1911 Encyclopædia Britannica/Caulon

CAULON (Gr. καυλωνία), a town of the district of the Bruttii, Italy, on the east coast. Its exact site is uncertain (though the name has been given to a modern village), and depends on the identification of the river Sagras. It was the southernmost of the Achaean colonies, founded either by Croton or direct from Greece itself. In the 7th century it was allied with Croton and Sybaris, and its coins, which go back to 550 B.C., prove its importance. It took the side of Athens in the Peloponnesian War.
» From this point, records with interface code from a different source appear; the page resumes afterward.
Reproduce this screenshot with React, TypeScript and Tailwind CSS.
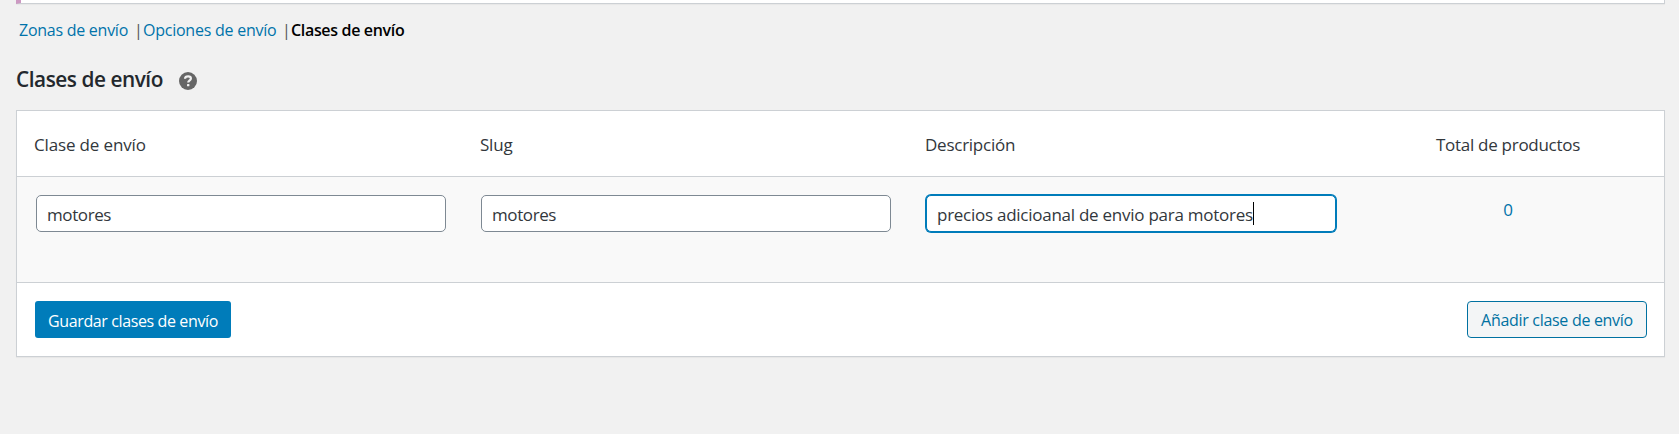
import { clsx } from "clsx";

const columns = [
  { label: "Clase de envío", className: "-ml-px tracking-[-0.15px]" },
  { label: "Slug", className: "tracking-[-0.2px]" },
  { label: "Descripción", className: "tracking-[-0.25px]" },
];

const fields = [
  { value: "motores", focused: false },
  { value: "motores", focused: false },
  { value: "precios adicioanal de envio para motores", focused: true },
];

const HelpTip = () => (
  <svg className="mt-[4px] ml-[17px] size-[18px]" viewBox="0 0 18 18">
    <circle cx="9" cy="9" r="9" fill="#666" />
    <path d="M6 6.700C6.100 5 7.300 4.300 9.100 4.300c1.700 0 2.800.8 2.800 2.100 0 1.900-2.700 1.900-2.700 4.200" fill="none" stroke="#f1f1f1" strokeWidth="2.200" />
    <rect x="8" y="11.900" width="2.400" height="2.300" rx=".5" fill="#f1f1f1" />
  </svg>
);

const Field = ({ value, focused }: { value: string; focused: boolean }) => (
  <div className="h-full pt-[18px] pl-[19px]">
    <div
      className={clsx(
        "flex h-[37px] w-[410px] items-center rounded-[5px] border bg-white pl-[10px]",
        focused ? "border-[#007cba] ring-1 ring-[#007cba]" : "border-[#7e8993]"
      )}
    >
      <span className={clsx("pt-[3px] whitespace-nowrap", focused ? "tracking-[-0.26px]" : "tracking-[-0.4px]")}>{value}</span>
      {focused && <span className="h-[23px] w-px bg-black" />}
    </div>
  </div>
);

export default function App() {
  return <div className="h-[434px] overflow-hidden bg-[#f1f1f1] pr-[14px] pl-4 font-['Open_Sans',sans-serif] text-[17px] text-[#32373c]">
    <div className="h-1 border-r border-b border-l-[5px] border-r-[#ccd0d4] border-b-[#ccd0d4] border-l-[#cc99c2] bg-white shadow-[0_1px_1px_rgba(0,0,0,0.04)]" />

    <nav className="mt-[14px] flex h-6 items-center pl-[3px] text-[16px] leading-6 whitespace-nowrap text-[#0073aa]">
      <a className="w-[115px] tracking-[-0.26px]">Zonas de envío</a>
      <span className="w-[9px] text-[#555]">|</span>
      <a className="w-[139px] tracking-[-0.24px]">Opciones de envío</a>
      <span className="w-[9px] text-[#555]">|</span>
      <a className="font-semibold tracking-[-0.33px] text-black">Clases de envío</a>
    </nav>

    <div className="mt-[22px] flex h-[30px] items-center">
      <h2 className="w-[146px] text-[20.8px] leading-[30px] font-semibold tracking-[-0.46px] whitespace-nowrap text-[#23282d]">Clases de envío</h2>
      <HelpTip />
    </div>

    <div className="mt-[16px] h-[247px] border border-[#ccd0d4] bg-white shadow-[0_1px_1px_rgba(0,0,0,0.04)]">
      <div className="grid h-[66px] grid-cols-[445px_445px_445px_1fr] items-center border-b border-[#ccd0d4] pt-[3px]">
        {columns.map((c) => <div key={c.label} className="pl-[18px]"><span className={c.className}>{c.label}</span></div>)}
        <div className="text-center"><span className="tracking-[-0.28px]">Total de productos</span></div>
      </div>
      <div className="grid h-[106px] grid-cols-[445px_445px_445px_1fr] border-b border-[#ccd0d4] bg-[#f9f9f9]">
        {fields.map((f, i) => <Field key={i} {...f} />)}
        <a className="pt-5 text-center leading-[26px] text-[#0073aa]">0</a>
      </div>
      <div className="flex justify-between pt-[18px] pr-[17px] pl-[18px] text-[16px]">
        <button className="h-[37px] w-[196px] rounded-[3px] bg-[#007cba] pt-[2px] tracking-[-0.38px] whitespace-nowrap text-white">Guardar clases de envío</button>
        <button className="h-[37px] w-[180px] rounded-[4px] border border-[#0071a1] bg-[#f3f5f6] tracking-[-0.3px] whitespace-nowrap text-[#0071a1]">Añadir clase de envío</button>
      </div>
    </div>
  </div>
}
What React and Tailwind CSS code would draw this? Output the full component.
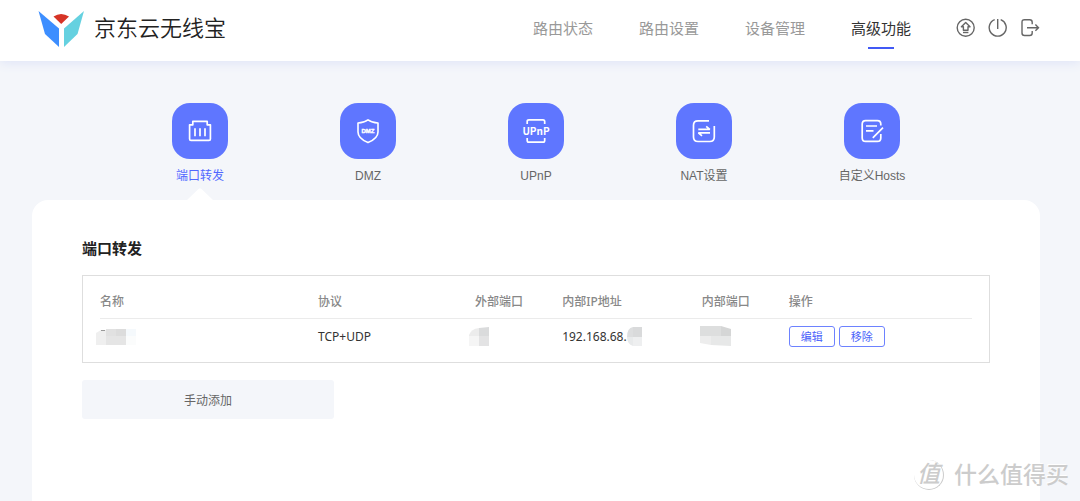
const navItems = ['路由状态', '路由设置', '设备管理', '高级功能'];

const columns = [
  { label: '名称', width: 'w-[25%]' },
  { label: '协议', width: 'w-[18%]' },
  { label: '外部端口', width: 'w-[10%]' },
  { label: '内部IP地址', width: 'w-[16%]' },
  { label: '内部端口', width: 'w-[10%]' },
  { label: '操作', width: 'w-[21%]' },
];

function Logo() {
  return (
    <svg width="46" height="38" viewBox="0 0 46 38" aria-hidden="true">
      <path d="M0.5 1 L21 18.5 V37 L7 24 Z" fill="#3d8eff" />
      <path d="M46 1 L26 18.5 V37 L39.5 24 Z" fill="#65d1e0" />
      <path d="M15.5 6.5 Q23 1.5 31 6.5 L23.2 14 Z" fill="#d63426" />
    </svg>
  );
}

function UpgradeIcon() {
  return (
    <svg width="20" height="20" viewBox="0 0 20 20" fill="none" stroke="#666" strokeWidth="1.4">
      <circle cx="9.7" cy="9.7" r="8.5" />
      <path d="M9.7 4.5 L14 8.8 H12 V12.2 H7.4 V8.8 H5.4 Z" strokeLinejoin="round" />
      <path d="M7 14.5 H12.4" />
    </svg>
  );
}

function PowerIcon() {
  return (
    <svg width="20" height="20" viewBox="0 0 20 20" fill="none" stroke="#666" strokeWidth="1.4">
      <path d="M6.7 1.7 A8.5 8.5 0 1 0 12.7 1.7" />
      <path d="M9.7 1 V11" />
    </svg>
  );
}

function LogoutIcon() {
  return (
    <svg width="20" height="20" viewBox="0 0 20 20" fill="none" stroke="#666" strokeWidth="1.4">
      <path d="M12.2 6.2 V4.2 Q12.2 1.7 9.7 1.7 H4.5 Q2 1.7 2 4.2 V15 Q2 17.5 4.5 17.5 H9.7 Q12.2 17.5 12.2 15 V13" />
      <path d="M7 9.7 H18.2 M15.4 6.6 L18.5 9.7 L15.4 12.8" />
    </svg>
  );
}

function PortIcon() {
  return (
    <svg width="28" height="28" viewBox="0 0 28 28" fill="none" stroke="#fff" strokeWidth="1.7" strokeLinejoin="round">
      <path d="M3.6 7.8 H6.8 V4.4 H21.2 V7.8 H24.4 V22 Q24.4 23.4 23 23.4 H5 Q3.6 23.4 3.6 22 Z" />
      <path d="M9 11.2 V19.2 M14 11.2 V19.2 M19 11.2 V19.2" />
    </svg>
  );
}

function DmzIcon() {
  return (
    <svg width="28" height="28" viewBox="0 0 28 28" fill="none" stroke="#fff" strokeWidth="1.6" strokeLinejoin="round">
      <path d="M14 2.8 C17 5 20.5 5.8 24 6 V15 C24 20 19.5 23.3 14 25.6 C8.5 23.3 4 20 4 15 V6 C7.5 5.8 11 5 14 2.8 Z" />
      <text x="14" y="16" textAnchor="middle" fontSize="6" fontWeight="700" fill="#fff" strokeWidth="0.4" fontFamily="Liberation Sans, sans-serif">DMZ</text>
    </svg>
  );
}

function UpnpIcon() {
  return (
    <svg width="28" height="28" viewBox="0 0 28 28" fill="none" stroke="#fff" strokeWidth="1.7">
      <path d="M5.2 7 V4.5 Q5.2 2.8 6.9 2.8 H21 Q22.7 2.8 22.7 4.5 V7" />
      <path d="M5.2 21 V23.5 Q5.2 25.2 6.9 25.2 H21 Q22.7 25.2 22.7 23.5 V21" />
      <text x="14" y="18" textAnchor="middle" fontSize="10" fontWeight="700" fill="#fff" stroke="none" fontFamily="Noto Sans CJK SC, sans-serif">UPnP</text>
    </svg>
  );
}

function NatIcon() {
  return (
    <svg width="28" height="28" viewBox="0 0 28 28" fill="none" stroke="#fff" strokeWidth="1.7">
      <path d="M19 3.8 H8 Q3.5 3.8 3.5 8.3 V20 Q3.5 24.5 8 24.5 H19.8 Q24.3 24.5 24.3 20 V9" />
      <path d="M8.3 12.4 H19.8 L16.2 9.4 M20 15.8 H8.4 L12 18.8" strokeLinejoin="bevel" />
    </svg>
  );
}

function HostsIcon() {
  return (
    <svg width="28" height="28" viewBox="0 0 28 28" fill="none" stroke="#fff" strokeWidth="1.7">
      <path d="M22.8 8.5 V7 Q22.8 3.6 19.4 3.6 H7.6 Q4.2 3.6 4.2 7 V21 Q4.2 24.4 7.6 24.4 H19.4 Q22.8 24.4 22.8 21 V17" />
      <path d="M8 9 H19 M8 13.9 H15.5 M14.8 20.8 L25 10.6" />
    </svg>
  );
}

const features = [
  { label: '端口转发', Icon: PortIcon, active: true },
  { label: 'DMZ', Icon: DmzIcon },
  { label: 'UPnP', Icon: UpnpIcon },
  { label: 'NAT设置', Icon: NatIcon },
  { label: '自定义Hosts', Icon: HostsIcon },
];

// mosaic blocks that hide the private values
function NameMask() {
  return (
    <svg className="-ml-1 block" width="40" height="17" viewBox="0 0 40 17">
      <path d="M0 4 L5 1 H10 V16 H0 Z" fill="#efefef" />
      <path d="M5 1.5 H9" stroke="#999" />
      <path d="M10 0 H20 V7 H10 Z" fill="#e1e1e1" />
      <path d="M20 0 H30 V7 H20 Z" fill="#dcdcdc" />
      <path d="M10 7 H30 V16 H10 Z" fill="#e5e5e5" />
      <path d="M30 0 H40 V7 H30 Z" fill="#f5f9fc" />
      <path d="M30 7 H40 V16 H30 Z" fill="#fbfcfc" />
    </svg>
  );
}

function OuterPortMask() {
  return (
    <svg className="-ml-1.5 block" width="20" height="19" viewBox="0 0 20 19">
      <path d="M0 8 Q2 2 10 1 V9 H0 Z" fill="#ececec" />
      <path d="M10 1 L20 0 V9 H10 Z" fill="#dadbdc" />
      <path d="M0 9 H10 V19 H0 Z" fill="#f5f5f5" />
      <path d="M10 9 H20 V19 H10 Z" fill="#e3e3e4" />
    </svg>
  );
}

function IpMask() {
  return (
    <svg className="block" width="15" height="20" viewBox="0 0 15 20">
      <path d="M0 10 Q0 1 6 0 V10 Z" fill="#dddedf" />
      <path d="M6 0 H15 V10 H6 Z" fill="#d9dadb" />
      <path d="M0 10 H6 V19 Q0 17 0 10 Z" fill="#e8eaeb" />
      <path d="M6 10 H15 V19 H6 Z" fill="#eeeff0" />
    </svg>
  );
}

function InnerPortMask() {
  return (
    <svg className="-ml-0.5 block" width="32" height="21" viewBox="0 0 32 21">
      <path d="M0 0 H21 V10 H0 Z" fill="#dddede" />
      <path d="M21 0 L31 3 V10 H21 Z" fill="#d5d6d6" />
      <path d="M0 10 H11 V19 L0 17 Z" fill="#ededed" />
      <path d="M11 10 H31 V20 L11 19 Z" fill="#e7e8e8" />
    </svg>
  );
}

function Header() {
  return (
    <header className="relative flex h-[61px] items-center justify-between bg-white pr-10 pb-1 pl-[38px] shadow-[0_2px_10px_#dfe4f7]">
      <a href="#home" className="flex items-center gap-[10px] text-[22px] leading-8 text-[#222]">
        <Logo />
        <span className="font-[350]">京东云无线宝</span>
      </a>
      <div className="flex items-center gap-[45px]">
        <nav className="flex gap-[46px] text-[15px] leading-6">
          {navItems.map((item) => {
            const active = item === '高级功能';
            return (
              <a
                key={item}
                href="#nav"
                className={`flex flex-col items-center gap-[6px] pt-2 ${active ? 'text-[#333]' : 'text-[#999]'}`}
              >
                {item}
                <span className={`h-[2px] w-[26px] ${active ? 'bg-[#4159f5]' : ''}`} />
              </a>
            );
          })}
        </nav>
        <div className="flex gap-3 pb-0.5">
          <button aria-label="升级"><UpgradeIcon /></button>
          <button aria-label="重启"><PowerIcon /></button>
          <button aria-label="退出"><LogoutIcon /></button>
        </div>
      </div>
    </header>
  );
}

function FeatureTabs() {
  return (
    <nav className="grid grid-cols-5 px-[84px] pt-[42px]">
      {features.map(({ label, Icon, active }) => (
        <a key={label} href="#feature" className="flex flex-col items-center text-xs">
          <span className="flex size-14 items-center justify-center rounded-[18px] bg-[#5f76ff]">
            <Icon />
          </span>
          <span className={`mt-[9px] leading-4 ${active ? 'text-[#5168ff]' : 'text-[#666]'}`}>{label}</span>
          <svg className="mt-1" width="26" height="12" viewBox="0 0 26 12">
            {active && <path d="M0 12 L11.5 1 Q13 -0.5 14.5 1 L26 12 Z" fill="#fff" />}
          </svg>
        </a>
      ))}
    </nav>
  );
}

function RuleTable() {
  return (
    <div className="mt-[14px] border border-[#dedede] px-[17px] pt-[18px] pb-[15px] font-['Noto_Sans','Noto_Sans_CJK_SC',sans-serif]">
      <table className="w-full table-fixed text-left text-xs leading-4">
        <thead>
          <tr className="border-b border-[#ebebeb] text-[#888]">
            {columns.map((col) => (
              <th key={col.label} className={`${col.width} pb-2 font-medium`}>{col.label}</th>
            ))}
          </tr>
        </thead>
        <tbody>
          <tr className="text-[#333]">
            <td className="pt-[9px]"><NameMask /></td>
            <td className="pt-[7px]">TCP+UDP</td>
            <td className="pt-[7px]"><OuterPortMask /></td>
            <td className="pt-[7px]">
              <div className="flex items-center">192.168.68.<IpMask /></div>
            </td>
            <td className="pt-[7px]"><InnerPortMask /></td>
            <td className="pt-[7px]">
              <div className="flex gap-1 text-[11px] text-[#4a62fa]">
                <button className="h-[21px] w-[46px] rounded-[3px] border border-[#6d82ff]">编辑</button>
                <button className="h-[21px] w-[46px] rounded-[3px] border border-[#6d82ff]">移除</button>
              </div>
            </td>
          </tr>
        </tbody>
      </table>
    </div>
  );
}

function Watermark() {
  return (
    <div className="pointer-events-none absolute right-[11px] bottom-2 flex items-center gap-[10px] text-[#ccc] [text-shadow:-1px_-1px_0_#fff]">
      <span className="flex size-[30px] items-center justify-center rounded-full border-r border-b border-[#ccc] text-[23px] leading-none font-medium italic">值</span>
      <span className="text-[23px] leading-9 font-medium">什么值得买</span>
    </div>
  );
}

function App() {
  return (
    <div className="relative flex min-h-screen flex-col bg-[#f4f6fa] font-['Liberation_Sans','Noto_Sans_CJK_SC',sans-serif]">
      <Header />
      <main className="flex flex-1 flex-col pr-10 pl-8">
        <FeatureTabs />
        <section className="flex-1 rounded-t-[16px] bg-white px-[50px] pt-[37px]">
          <h1 className="text-[15px] leading-6 font-bold text-[#222]">端口转发</h1>
          <RuleTable />
          <button className="mt-[17px] h-[39px] w-[252px] rounded-[3px] bg-[#f4f6fa] pt-0.5 text-xs text-[#666]">
            手动添加
          </button>
        </section>
      </main>
      <Watermark />
    </div>
  );
}

export default App;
In 388 B.C. it was destroyed by Dionysius, but soon afterwards restored. It was captured during the invasion of Pyrrhus by Campanian troops. Strabo speaks of it as deserted in his time. The erection of the lighthouse at Capo Stilo, on the site of one of the medieval guard towers of the coast, led to the discovery of a wall of Greek origin, and close by of a number of terra-cottas, belonging perhaps to a temple erected in honour of the deities of the sea. Other remains were found at Fontanelle, 21/2 m. away, including the fragment of a capital of an archaic Greek temple (P. Orsi in Notizie degli Scavi, 1891, 61). These buildings may be connected with the Caulon or a village dependent on it.  (T. As.)